— What is required —
Give the count of lines holding the string "React" and nothing else.

— Records shown —

———

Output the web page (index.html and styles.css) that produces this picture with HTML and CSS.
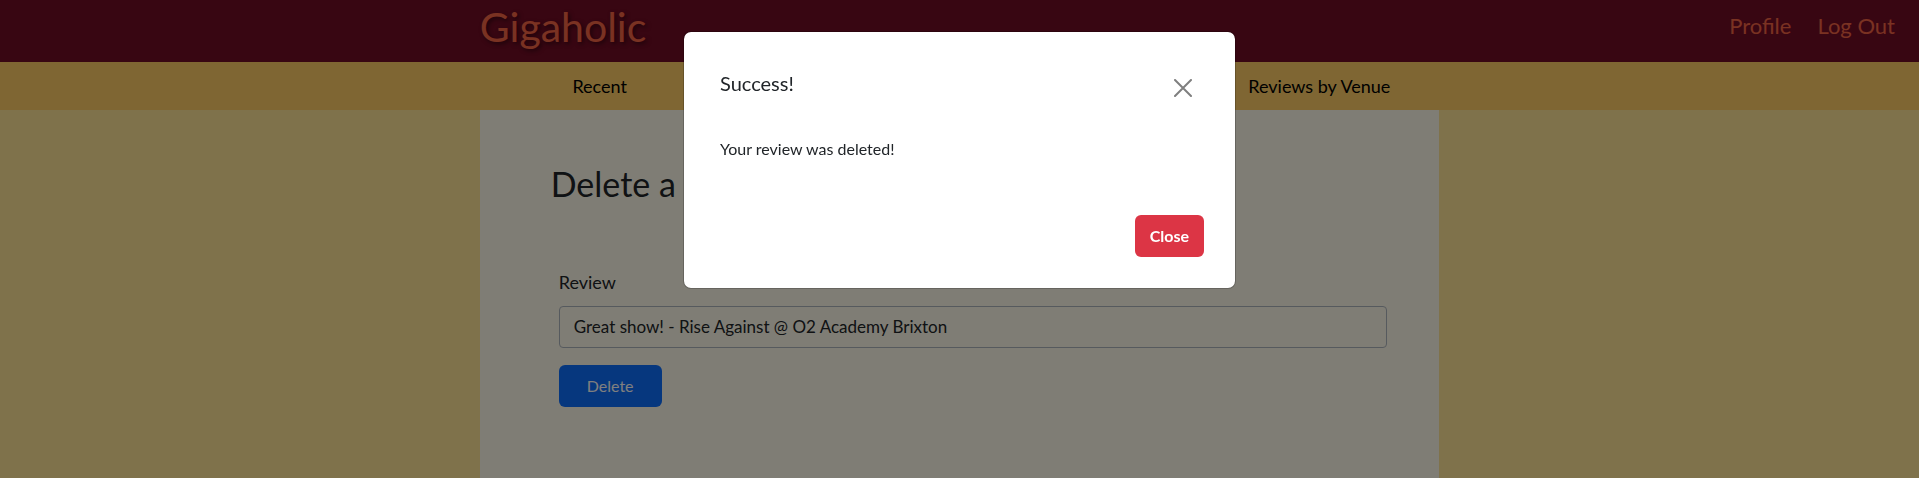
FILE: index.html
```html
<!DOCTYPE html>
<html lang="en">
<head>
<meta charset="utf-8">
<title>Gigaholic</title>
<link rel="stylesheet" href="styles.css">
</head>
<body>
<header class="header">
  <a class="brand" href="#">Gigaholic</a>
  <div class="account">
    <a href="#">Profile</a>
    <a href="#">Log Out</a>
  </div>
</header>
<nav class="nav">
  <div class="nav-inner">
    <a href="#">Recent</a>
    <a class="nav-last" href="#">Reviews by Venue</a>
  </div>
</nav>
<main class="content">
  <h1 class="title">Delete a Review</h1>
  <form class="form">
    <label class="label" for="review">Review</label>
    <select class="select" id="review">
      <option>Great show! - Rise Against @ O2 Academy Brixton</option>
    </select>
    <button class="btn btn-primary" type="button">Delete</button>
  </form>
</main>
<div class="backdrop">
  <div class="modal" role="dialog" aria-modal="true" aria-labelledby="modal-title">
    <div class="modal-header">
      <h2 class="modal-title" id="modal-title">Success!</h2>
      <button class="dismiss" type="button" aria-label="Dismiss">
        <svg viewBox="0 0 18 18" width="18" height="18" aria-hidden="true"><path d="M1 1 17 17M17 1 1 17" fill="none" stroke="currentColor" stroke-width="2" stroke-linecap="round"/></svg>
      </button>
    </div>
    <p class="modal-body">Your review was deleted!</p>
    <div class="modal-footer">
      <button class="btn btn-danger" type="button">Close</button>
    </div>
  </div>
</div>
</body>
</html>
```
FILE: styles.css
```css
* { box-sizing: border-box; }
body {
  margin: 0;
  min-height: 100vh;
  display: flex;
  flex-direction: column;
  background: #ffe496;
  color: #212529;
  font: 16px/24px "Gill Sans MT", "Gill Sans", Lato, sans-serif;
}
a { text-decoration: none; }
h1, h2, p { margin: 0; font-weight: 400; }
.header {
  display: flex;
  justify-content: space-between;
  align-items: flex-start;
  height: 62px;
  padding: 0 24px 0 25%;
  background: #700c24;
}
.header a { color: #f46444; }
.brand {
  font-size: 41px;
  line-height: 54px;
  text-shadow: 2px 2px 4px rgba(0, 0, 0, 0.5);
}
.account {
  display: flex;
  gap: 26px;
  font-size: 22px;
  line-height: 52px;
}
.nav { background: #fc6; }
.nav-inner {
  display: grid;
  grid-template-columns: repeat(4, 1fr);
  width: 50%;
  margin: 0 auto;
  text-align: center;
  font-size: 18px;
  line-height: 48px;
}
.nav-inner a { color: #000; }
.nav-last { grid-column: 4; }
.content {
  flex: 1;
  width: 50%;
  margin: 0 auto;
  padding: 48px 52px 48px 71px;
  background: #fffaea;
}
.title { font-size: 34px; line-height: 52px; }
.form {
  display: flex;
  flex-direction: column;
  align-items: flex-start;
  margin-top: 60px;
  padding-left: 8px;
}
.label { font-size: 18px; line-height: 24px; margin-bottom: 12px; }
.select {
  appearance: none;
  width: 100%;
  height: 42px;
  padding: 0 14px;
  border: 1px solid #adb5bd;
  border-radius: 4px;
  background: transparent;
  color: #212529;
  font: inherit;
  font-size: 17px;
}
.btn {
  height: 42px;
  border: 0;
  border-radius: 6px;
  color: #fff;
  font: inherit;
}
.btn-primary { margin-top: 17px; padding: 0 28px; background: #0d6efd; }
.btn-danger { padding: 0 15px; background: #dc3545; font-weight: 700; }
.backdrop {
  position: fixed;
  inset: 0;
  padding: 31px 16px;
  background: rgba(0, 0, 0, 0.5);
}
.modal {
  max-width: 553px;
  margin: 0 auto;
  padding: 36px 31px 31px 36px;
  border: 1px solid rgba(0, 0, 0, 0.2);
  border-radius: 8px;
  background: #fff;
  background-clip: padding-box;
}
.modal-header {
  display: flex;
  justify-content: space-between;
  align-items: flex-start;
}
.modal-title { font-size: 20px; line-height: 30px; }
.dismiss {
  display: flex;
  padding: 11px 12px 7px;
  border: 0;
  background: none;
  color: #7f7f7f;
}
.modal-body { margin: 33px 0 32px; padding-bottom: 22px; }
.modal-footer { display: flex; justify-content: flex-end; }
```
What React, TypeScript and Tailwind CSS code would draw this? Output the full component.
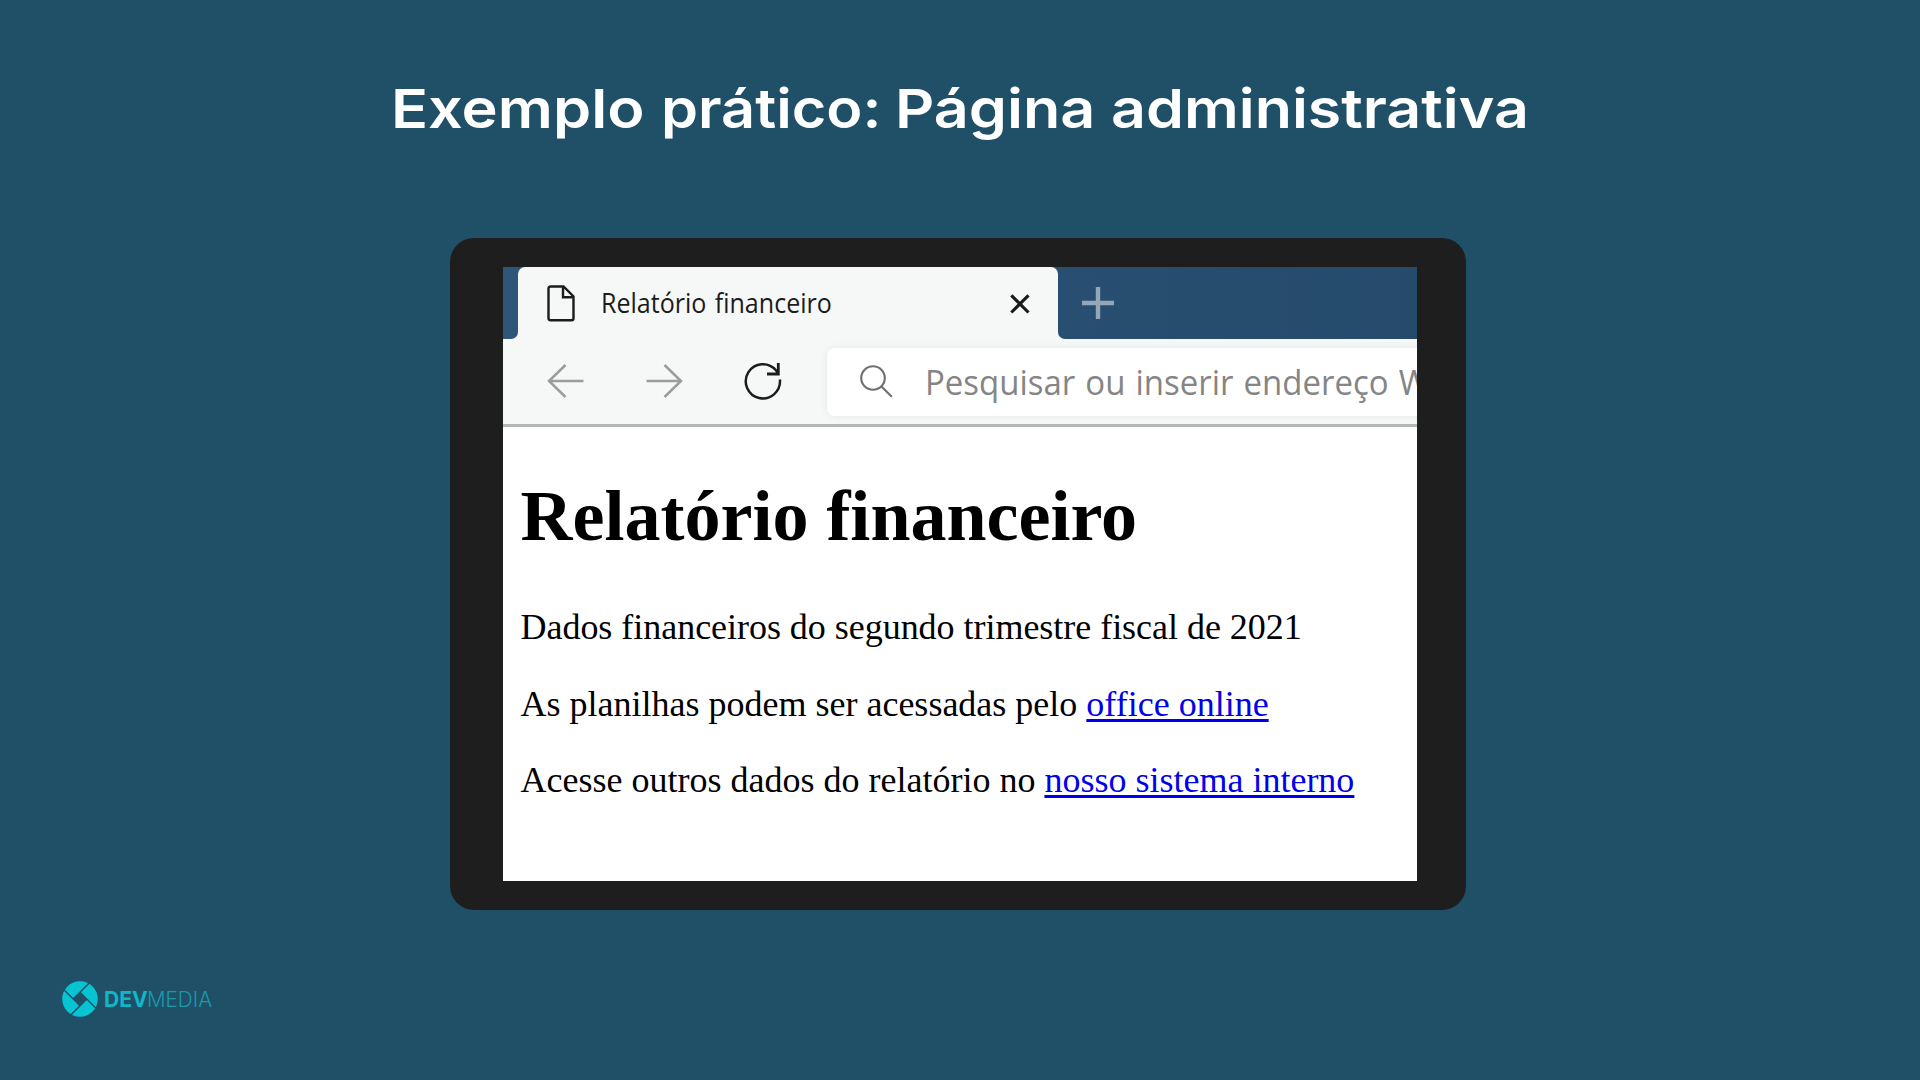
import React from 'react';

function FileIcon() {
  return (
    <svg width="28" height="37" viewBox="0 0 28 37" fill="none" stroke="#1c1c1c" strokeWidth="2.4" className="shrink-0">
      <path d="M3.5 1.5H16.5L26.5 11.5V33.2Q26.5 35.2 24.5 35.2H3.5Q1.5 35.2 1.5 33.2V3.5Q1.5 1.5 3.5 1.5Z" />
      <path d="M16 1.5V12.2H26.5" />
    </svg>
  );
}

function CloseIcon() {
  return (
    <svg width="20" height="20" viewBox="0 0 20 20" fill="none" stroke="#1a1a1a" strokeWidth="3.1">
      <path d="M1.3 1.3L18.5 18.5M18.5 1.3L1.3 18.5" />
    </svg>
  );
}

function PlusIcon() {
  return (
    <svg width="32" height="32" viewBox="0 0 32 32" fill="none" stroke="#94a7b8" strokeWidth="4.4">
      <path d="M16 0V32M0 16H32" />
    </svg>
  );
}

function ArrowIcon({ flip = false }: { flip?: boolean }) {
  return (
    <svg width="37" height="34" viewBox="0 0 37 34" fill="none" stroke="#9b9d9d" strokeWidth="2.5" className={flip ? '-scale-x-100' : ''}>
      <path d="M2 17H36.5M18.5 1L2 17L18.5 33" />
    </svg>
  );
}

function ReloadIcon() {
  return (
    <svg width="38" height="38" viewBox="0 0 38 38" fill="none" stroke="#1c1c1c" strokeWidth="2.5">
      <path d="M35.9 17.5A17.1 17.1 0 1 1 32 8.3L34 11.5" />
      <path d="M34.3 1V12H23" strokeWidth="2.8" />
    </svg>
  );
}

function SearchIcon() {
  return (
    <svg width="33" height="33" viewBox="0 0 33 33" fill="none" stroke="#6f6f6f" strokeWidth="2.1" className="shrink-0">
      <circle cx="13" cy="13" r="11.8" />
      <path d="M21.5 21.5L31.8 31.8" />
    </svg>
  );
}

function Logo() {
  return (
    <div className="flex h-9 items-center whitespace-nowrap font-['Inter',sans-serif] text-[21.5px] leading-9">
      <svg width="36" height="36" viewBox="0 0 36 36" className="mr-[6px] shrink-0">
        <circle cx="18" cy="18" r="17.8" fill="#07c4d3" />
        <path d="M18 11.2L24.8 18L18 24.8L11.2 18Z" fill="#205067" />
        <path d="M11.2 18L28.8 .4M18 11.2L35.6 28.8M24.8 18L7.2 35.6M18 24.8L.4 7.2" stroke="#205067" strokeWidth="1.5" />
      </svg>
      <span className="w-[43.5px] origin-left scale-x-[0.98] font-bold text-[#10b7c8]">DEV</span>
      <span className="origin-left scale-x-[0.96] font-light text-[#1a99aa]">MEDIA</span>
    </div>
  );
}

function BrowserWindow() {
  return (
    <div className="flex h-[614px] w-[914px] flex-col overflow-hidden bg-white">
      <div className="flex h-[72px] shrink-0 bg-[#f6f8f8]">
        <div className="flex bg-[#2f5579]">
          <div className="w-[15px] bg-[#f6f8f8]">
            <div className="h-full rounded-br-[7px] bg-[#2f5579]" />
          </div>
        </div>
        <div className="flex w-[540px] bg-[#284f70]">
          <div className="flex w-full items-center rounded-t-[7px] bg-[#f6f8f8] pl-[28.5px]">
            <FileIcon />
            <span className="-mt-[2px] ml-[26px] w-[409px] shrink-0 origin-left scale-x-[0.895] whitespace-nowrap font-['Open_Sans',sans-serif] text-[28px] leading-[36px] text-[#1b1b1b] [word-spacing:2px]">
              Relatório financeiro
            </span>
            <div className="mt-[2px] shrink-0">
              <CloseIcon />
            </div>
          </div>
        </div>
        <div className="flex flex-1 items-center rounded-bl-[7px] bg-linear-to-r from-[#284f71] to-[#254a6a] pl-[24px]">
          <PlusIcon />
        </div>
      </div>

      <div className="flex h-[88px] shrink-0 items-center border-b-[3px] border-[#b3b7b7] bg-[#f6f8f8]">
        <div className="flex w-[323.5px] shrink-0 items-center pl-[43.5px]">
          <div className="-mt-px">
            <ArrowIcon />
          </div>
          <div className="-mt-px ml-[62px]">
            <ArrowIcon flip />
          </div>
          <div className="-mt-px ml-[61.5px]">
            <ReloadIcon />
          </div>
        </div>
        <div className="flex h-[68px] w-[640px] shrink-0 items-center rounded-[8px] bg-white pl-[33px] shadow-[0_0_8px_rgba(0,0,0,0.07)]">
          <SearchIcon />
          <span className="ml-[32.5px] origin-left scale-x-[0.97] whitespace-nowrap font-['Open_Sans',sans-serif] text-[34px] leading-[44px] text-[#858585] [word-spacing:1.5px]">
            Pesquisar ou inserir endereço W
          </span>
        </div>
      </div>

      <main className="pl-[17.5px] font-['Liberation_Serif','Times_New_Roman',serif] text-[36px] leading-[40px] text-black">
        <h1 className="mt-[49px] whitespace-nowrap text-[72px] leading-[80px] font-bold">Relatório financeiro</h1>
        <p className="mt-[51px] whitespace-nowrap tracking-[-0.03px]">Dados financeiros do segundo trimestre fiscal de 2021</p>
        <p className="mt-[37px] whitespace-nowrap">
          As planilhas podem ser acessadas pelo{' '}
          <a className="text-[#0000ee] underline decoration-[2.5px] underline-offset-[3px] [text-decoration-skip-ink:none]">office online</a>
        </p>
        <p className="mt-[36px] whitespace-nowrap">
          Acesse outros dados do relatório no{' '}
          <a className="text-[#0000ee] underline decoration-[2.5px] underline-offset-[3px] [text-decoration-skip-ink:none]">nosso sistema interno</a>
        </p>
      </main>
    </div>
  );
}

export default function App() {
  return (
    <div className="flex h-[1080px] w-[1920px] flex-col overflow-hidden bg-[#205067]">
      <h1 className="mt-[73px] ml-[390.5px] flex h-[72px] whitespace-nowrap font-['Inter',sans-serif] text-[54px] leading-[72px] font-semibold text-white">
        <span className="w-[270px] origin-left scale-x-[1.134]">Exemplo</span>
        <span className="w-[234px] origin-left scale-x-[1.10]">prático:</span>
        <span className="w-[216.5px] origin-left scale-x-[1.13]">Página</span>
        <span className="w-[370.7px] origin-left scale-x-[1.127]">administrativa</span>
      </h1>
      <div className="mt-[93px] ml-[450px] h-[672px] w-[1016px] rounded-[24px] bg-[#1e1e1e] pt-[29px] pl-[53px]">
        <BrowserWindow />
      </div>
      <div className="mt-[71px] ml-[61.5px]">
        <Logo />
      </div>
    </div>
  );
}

———

— Correct result —
2